If you are buying health coverage in the Colorado ski resort towns, the Connecticut suburbs of New York City or a bunch of otherwise low-cost rural regions of Georgia, Mississippi and Nevada, you have the misfortune of living in the most expensive insurance marketplaces under the new health law.

The 10 most expensive regions also include Alaska and Vermont and large parts of Wisconsin and Wyoming. The ranking is based on the lowest price “silver” plan, which is the mid-level plan that the majority of consumers are selecting.

Costly Insurance Markets

These regions, created as part of the health law, range in size from a state to a single county. While many people in these regions will receive government subsidies to help pay for the premiums, the portion that they will pay will still be higher than they would have to foot in many other places.

The causes of the stratospheric premiums vary from region to region, although a recurring theme is that in some areas the limited number of hospitals and specialists allows them to demand high prices from insurers.
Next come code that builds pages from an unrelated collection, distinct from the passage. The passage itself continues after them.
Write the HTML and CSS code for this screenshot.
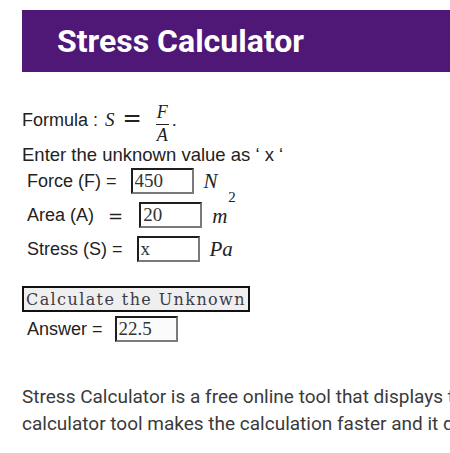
FILE: index.html
```html
<!DOCTYPE html>
<html lang="en">
<head>
  <meta charset="UTF-8">
  <meta name="viewport" content="width=device-width, initial-scale=1.0">
  <title>Stress Calculator</title>
  <link rel="stylesheet" href="styles.css">
</head>
<body>
  <div class="page">
    <!-- Title banner -->
    <div class="banner">
      <h1>Stress Calculator</h1>
    </div>

    <!-- Calculator widget -->
    <div class="calc">
      <p class="formula">Formula : <i class="var">S</i><span class="eq">=</span><span class="frac"><span class="num">F</span><span class="den">A</span></span>.</p>
      <p class="hint">Enter the unknown value as ‘ x ‘</p>

      <div class="row">
        <label for="force">Force (F) =</label>
        <input id="force" type="text" value="450">
        <span class="unit">N</span>
      </div>
      <div class="row">
        <label for="area">Area (A)</label>
        <span class="eq small">=</span>
        <input id="area" type="text" value="20">
        <span class="unit">m<sup>2</sup></span>
      </div>
      <div class="row">
        <label for="stress">Stress (S) =</label>
        <input id="stress" type="text" value="x">
        <span class="unit">Pa</span>
      </div>

      <button class="calc-btn" onclick="calculate()">Calculate the Unknown</button>

      <div class="row answer">
        <label for="answer">Answer =</label>
        <input id="answer" type="text" value="22.5" readonly>
      </div>
    </div>

    <p class="about">Stress Calculator is a free online tool that displays the stress when the force and area are given. BYJU'S online stress calculator tool makes the calculation faster and it displays the stress in a fraction of seconds.</p>
  </div>

  <script>
    // Solve S = F / A for whichever field holds "x"
    function calculate() {
      const f = document.getElementById("force").value.trim();
      const a = document.getElementById("area").value.trim();
      const s = document.getElementById("stress").value.trim();
      let result = "";
      if (s === "x") result = parseFloat(f) / parseFloat(a);
      else if (f === "x") result = parseFloat(s) * parseFloat(a);
      else if (a === "x") result = parseFloat(f) / parseFloat(s);
      document.getElementById("answer").value = result;
    }
  </script>
</body>
</html>
```

FILE: styles.css
```css
html {
  overflow-x: hidden;
}
body {
  margin: 0;
  padding: 0;
  background-color: #fff;
}
.page {
  width: 1020px;
  padding: 10px 0 0 22px;
}
.banner {
  height: 62px;
  background-color: #4f1877;
  padding-left: 35px;
  display: flex;
  align-items: center;
}
.banner h1 {
  margin: 0;
  color: #fff;
  font-family: Roboto, sans-serif;
  font-weight: 700;
  font-size: 32px;
}
.calc {
  font-family: "Liberation Sans", Arial, sans-serif;
  font-size: 18px;
  color: #222;
}
.formula {
  margin: 33px 0 0;
}
.var {
  font-family: "Liberation Serif", serif;
  font-size: 19px;
  margin-left: 2px;
}
.eq {
  font-family: "DejaVu Sans", sans-serif;
  font-size: 23px;
  margin: 0 14px 0 8px;
}
.eq.small {
  font-size: 18px;
  margin: 0 0 0 14px;
}
.frac {
  display: inline-block;
  text-align: center;
  vertical-align: -15px;
  margin-right: 3px;
  font-family: "Liberation Serif", serif;
  font-style: italic;
  font-size: 18px;
}
.frac span {
  display: block;
  line-height: 14px;
  padding: 0 1px;
}
.frac .num {
  padding-bottom: 5px;
  border-bottom: 1px solid #222;
}
.frac .den {
  padding-top: 3px;
}
.hint {
  margin: 2px 0 2px;
  font-size: 18.5px;
}
.row {
  display: flex;
  align-items: center;
  height: 26px;
  margin-bottom: 8px;
  padding-left: 5px;
}
.row input {
  width: 63px;
  height: 26px;
  box-sizing: border-box;
  margin-left: 14px;
  padding: 0 2px;
  border: 2px solid;
  border-color: #1e1e1e #7a7a7a #7a7a7a #1e1e1e;
  font-family: "Liberation Serif", serif;
  font-size: 19px;
  color: #333;
}
.eq.small + input {
  margin-left: 16px;
}
.unit {
  margin-left: 10px;
  font-family: "Liberation Serif", serif;
  font-style: italic;
  font-size: 21px;
}
.unit sup {
  position: relative;
  top: -13px;
  font-style: normal;
  font-size: 15px;
  margin-left: 1px;
}
.calc-btn {
  display: block;
  margin-top: 24px;
  height: 26px;
  padding: 0 2px;
  border: 2px solid #111;
  background-color: #efefef;
  font-family: "DejaVu Serif", serif;
  font-size: 16px;
  letter-spacing: 1.4px;
  color: #3b3b48;
  cursor: pointer;
}
.answer {
  margin-top: 4px;
}
.answer input {
  margin-left: 12px;
  background-color: #fbfbfb;
}
.about {
  margin: 41px 0 0;
  font-family: Roboto, sans-serif;
  font-size: 19px;
  line-height: 27px;
  color: #3a3a3a;
}
```
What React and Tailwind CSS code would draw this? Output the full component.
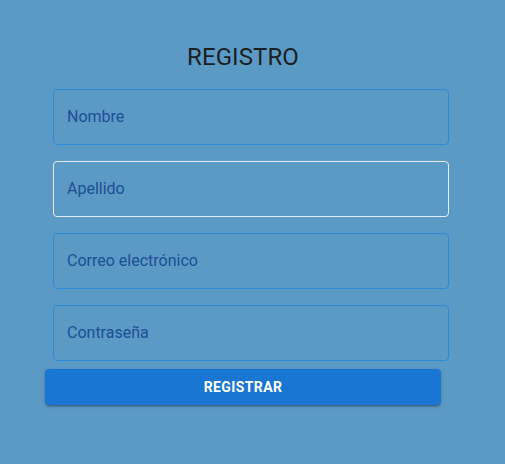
import React from "react";

const fields = [
  { label: "Nombre", active: false },
  { label: "Apellido", active: true },
  { label: "Correo electrónico", active: false },
  { label: "Contraseña", active: false },
];

const App = () => {
  return (
    <div className="min-h-[464px] w-full bg-[#5c9ac6] font-['Roboto',sans-serif]">
      <div className="w-[396px] ml-[53px] pt-[40px]">
        <h1 className="-ml-4 text-center text-[24px] leading-[34px] text-[#1a1f24] tracking-[0.1px] mb-[15px]">
          REGISTRO
        </h1>

        <div className="flex flex-col gap-4">
          {fields.map((f) => (
            <div
              key={f.label}
              className={`h-14 rounded flex items-center px-[13px] border ${
                f.active ? "border-[#e6edf5]" : "border-[#2f8ad6]"
              }`}
            >
              <span className="text-[16px] text-[#1b4f94]">{f.label}</span>
            </div>
          ))}
        </div>

        <button className="-ml-2 mt-2 w-[396px] h-9 rounded bg-[#1976d2] text-white text-[14px] font-bold tracking-[0.4px] uppercase shadow-[0_3px_1px_-2px_rgba(0,0,0,0.2),0_2px_2px_0_rgba(0,0,0,0.14),0_1px_5px_0_rgba(0,0,0,0.12)]">
          Registrar
        </button>
      </div>
    </div>
  );
};

export default App;
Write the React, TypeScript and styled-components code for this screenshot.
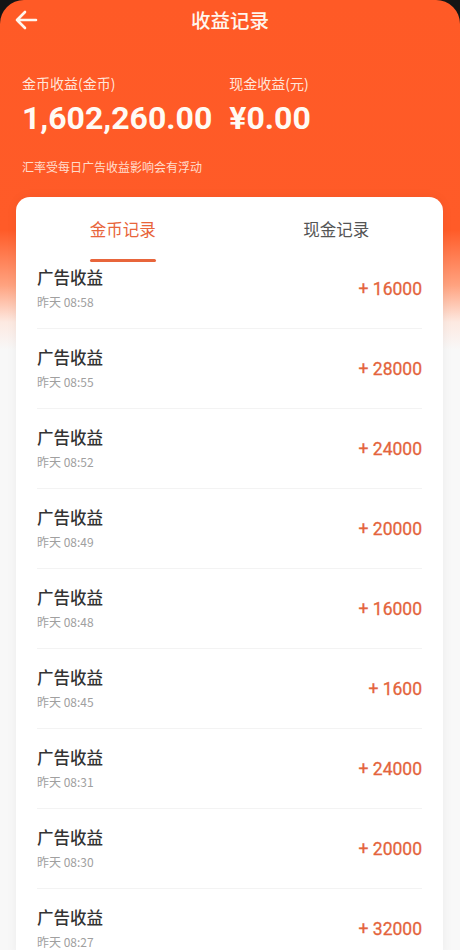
import React, { useState } from 'react';
import styled, { createGlobalStyle } from 'styled-components';

const GlobalStyle = createGlobalStyle`
    html, body {
        margin: 0;
        padding: 0;
        background: #151515;
    }
    * {
        box-sizing: border-box;
    }
`;

const Page = styled.div`
    width: 460px;
    height: 950px;
    overflow: hidden;
    border-radius: 24px 24px 0 0;
    font-family: 'Noto Sans CJK SC', 'Noto Sans', sans-serif;
    background: linear-gradient(
        180deg,
        #ff5a26 0px,
        #ff5b28 230px,
        #ffa27f 285px,
        #fde9e1 322px,
        #f8f8f8 350px,
        #f8f8f8 100%
    );
`;

const Header = styled.div`
    position: relative;
    height: 40px;
    display: flex;
    align-items: center;
    justify-content: center;
`;

const BackButton = styled.button`
    position: absolute;
    left: 12px;
    top: 8px;
    width: 28px;
    height: 24px;
    padding: 0;
    border: none;
    background: none;
    display: flex;
    align-items: center;
    justify-content: center;
    cursor: pointer;
`;

const HeaderTitle = styled.h1`
    margin: 0;
    font-size: 19.5px;
    line-height: 26px;
    font-weight: 500;
    color: #fff6ee;
`;

const Summary = styled.div`
    padding: 33px 22px 0;
    color: #fff;
`;

const SummaryRow = styled.div`
    display: flex;
    gap: 17px;
`;

const SummaryItem = styled.div`
    display: flex;
    flex-direction: column;
    gap: 7px;
`;

const SummaryLabel = styled.div`
    font-size: 14px;
    line-height: 20px;
    color: rgba(255, 245, 236, 0.92);
`;

const SummaryValue = styled.div`
    font-family: Roboto, 'Noto Sans', sans-serif;
    font-size: 32px;
    line-height: 36px;
    font-weight: 700;
    color: #fffaf4;
`;

const Note = styled.div`
    margin-top: 23px;
    font-size: 12px;
    line-height: 16px;
    color: rgba(255, 238, 226, 0.9);
`;

const Card = styled.div`
    margin: 22px 17px 0 16px;
    background: #fff;
    border-radius: 14px 14px 0 0;
    box-shadow: 0 0 12px rgba(0, 0, 0, 0.05);
    height: 760px;
`;

const Tabs = styled.div`
    display: flex;
    padding-top: 21px;
`;

const Tab = styled.button<{ $active: boolean }>`
    flex: 1;
    border: none;
    background: none;
    padding: 0;
    display: flex;
    flex-direction: column;
    align-items: center;
    gap: 19px;
    font-family: inherit;
    font-size: 16.5px;
    line-height: 22px;
    color: ${(p) => (p.$active ? '#e8653b' : '#555')};
    cursor: pointer;

    &::after {
        content: '';
        width: 66px;
        height: 3px;
        border-radius: 2px;
        background: ${(p) => (p.$active ? '#e8653b' : 'transparent')};
    }
`;

const List = styled.div`
    display: flex;
    flex-direction: column;
`;

const Row = styled.div<{ $first?: boolean }>`
    margin: 0 21px;
    padding: ${(p) => (p.$first ? '5px' : '18px')} 0 18px;
    border-bottom: 1px solid #f3f3f3;
    display: flex;
    align-items: center;
    justify-content: space-between;
`;

const RowText = styled.div`
    display: flex;
    flex-direction: column;
    gap: 7px;
`;

const RowTitle = styled.div`
    font-size: 16.5px;
    line-height: 20px;
    font-weight: 500;
    color: #333;
`;

const RowTime = styled.div`
    font-size: 12px;
    line-height: 16px;
    color: #a0a0a0;
`;

const Amount = styled.div`
    font-family: Roboto, 'Noto Sans', sans-serif;
    font-size: 17.5px;
    font-weight: 400;
    color: #e4643c;
    -webkit-text-stroke: 0.3px #e4643c;
`;

const records = [
    { time: '08:58', amount: 16000 },
    { time: '08:55', amount: 28000 },
    { time: '08:52', amount: 24000 },
    { time: '08:49', amount: 20000 },
    { time: '08:48', amount: 16000 },
    { time: '08:45', amount: 1600 },
    { time: '08:31', amount: 24000 },
    { time: '08:30', amount: 20000 },
    { time: '08:27', amount: 32000 },
];

const App = () => {
    const [tab, setTab] = useState(0);

    return (
        <>
            <GlobalStyle />
            <Page>
                <Header>
                    <BackButton aria-label="返回">
                        <svg width="24" height="20" viewBox="0 0 24 20" fill="none">
                            <path
                                d="M22 10H3M11 2L3 10L11 18"
                                stroke="#fff6ee"
                                strokeWidth="2.6"
                                strokeLinecap="round"
                                strokeLinejoin="round"
                            />
                        </svg>
                    </BackButton>
                    <HeaderTitle>收益记录</HeaderTitle>
                </Header>
                <Summary>
                    <SummaryRow>
                        <SummaryItem>
                            <SummaryLabel>金币收益(金币)</SummaryLabel>
                            <SummaryValue>1,602,260.00</SummaryValue>
                        </SummaryItem>
                        <SummaryItem>
                            <SummaryLabel>现金收益(元)</SummaryLabel>
                            <SummaryValue>¥0.00</SummaryValue>
                        </SummaryItem>
                    </SummaryRow>
                    <Note>汇率受每日广告收益影响会有浮动</Note>
                </Summary>
                <Card>
                    <Tabs>
                        <Tab $active={tab === 0} onClick={() => setTab(0)}>
                            金币记录
                        </Tab>
                        <Tab $active={tab === 1} onClick={() => setTab(1)}>
                            现金记录
                        </Tab>
                    </Tabs>
                    <List>
                        {records.map((r, i) => (
                            <Row $first={i === 0} key={i}>
                                <RowText>
                                    <RowTitle>广告收益</RowTitle>
                                    <RowTime>昨天 {r.time}</RowTime>
                                </RowText>
                                <Amount>+ {r.amount}</Amount>
                            </Row>
                        ))}
                    </List>
                </Card>
            </Page>
        </>
    );
};

export default App;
In Southwestern Georgia, one hospital system dominates the area and beat back an effort by federal anti-trust regulators to loosen its grip on the market. High individual insurance rates also reflect the extra costs that come when locals tend to be in poor health and where large numbers of people lack employer-sponsored insurance, leaving providers with more charity cases and lower-reimbursed Medicare patients.

A sicker population does not explain the most expensive region in the country: four mountain counties around Aspen and Vail. People here are generally healthy, but medical prices and the use of medical services are both high.

In Summit County, the average hospital inpatient cost was $786 per insured person, 61 percent above the state average, even though admissions were 10 percent below the state average, according to data from the Colorado All-Payer Claims Database. In Pitkin County, where Aspen is, costs from doctors and other medical professionals were $1,932 per insured person. That was 2.2 times higher than the state average even though the number of claims filed was 17 percent fewer.

The highest cost regions were determined by the monthly premiums for a 40-year-old person. The list is based on rates listed on the federal and state insurance marketplaces and data compiled by Kaiser Family Foundation researchers. (KHN is an editorially independent program of the foundation.) In each region, the price of every policy has to be consistent across all counties, although the insurer does not have to offer each policy in every county. When the least expensive silver plan is not offered in a county, Kaiser Health News notes the cheapest available silver plan there.

Here are the 10 most expensive regions:

$483: Colorado Mountain Resort Region. Eagle, Garfield and Pitkin counties, home of Aspen and Vail ski resorts. Summit County premiums are $462.

$461: Southwest Georgia. Baker, Calhoun, Clay, Crisp, Dougherty, Lee, Mitchell, Randolph, Schley, Sumter, Terrell and Worth counties.

$456: Rural Nevada Esmeralda, Eureka, Humboldt, Lander, Lincoln, Elko, Mineral, Pershing, White Pine and Churchill counties.

$445: Far western Wisconsin. Pierce, Polk and St. Croix counties, across the border from St. Paul, Minn.

$423: Southern Georgia. A swath of counties adjacent to the even more expensive region. Ben Hill, Berrien, Brooks, Clinch, Colquitt, Cook, Decatur, Early, Echols, Grady, Irwin, Lanier, Lowndes, Miller, Seminole, Thomas, Tift and Turner counties.

$405: Most of Wyoming. All counties except Natrona and Laramie.

$399: Southeast Mississippi. George, Harrison, Jackson & Stone counties. In Hancock County, the lowest price plan is $447.

$395: Vermont.*

$383: Fairfield, Conn. The southwestern-most county, which includes many affluent commuter towns for New York City.

$381: Alaska.

*Unlike other states, Vermont does not let insurers charge more to older people and less to younger ones. Its ranking therefore will differ depending on the ages of the consumers.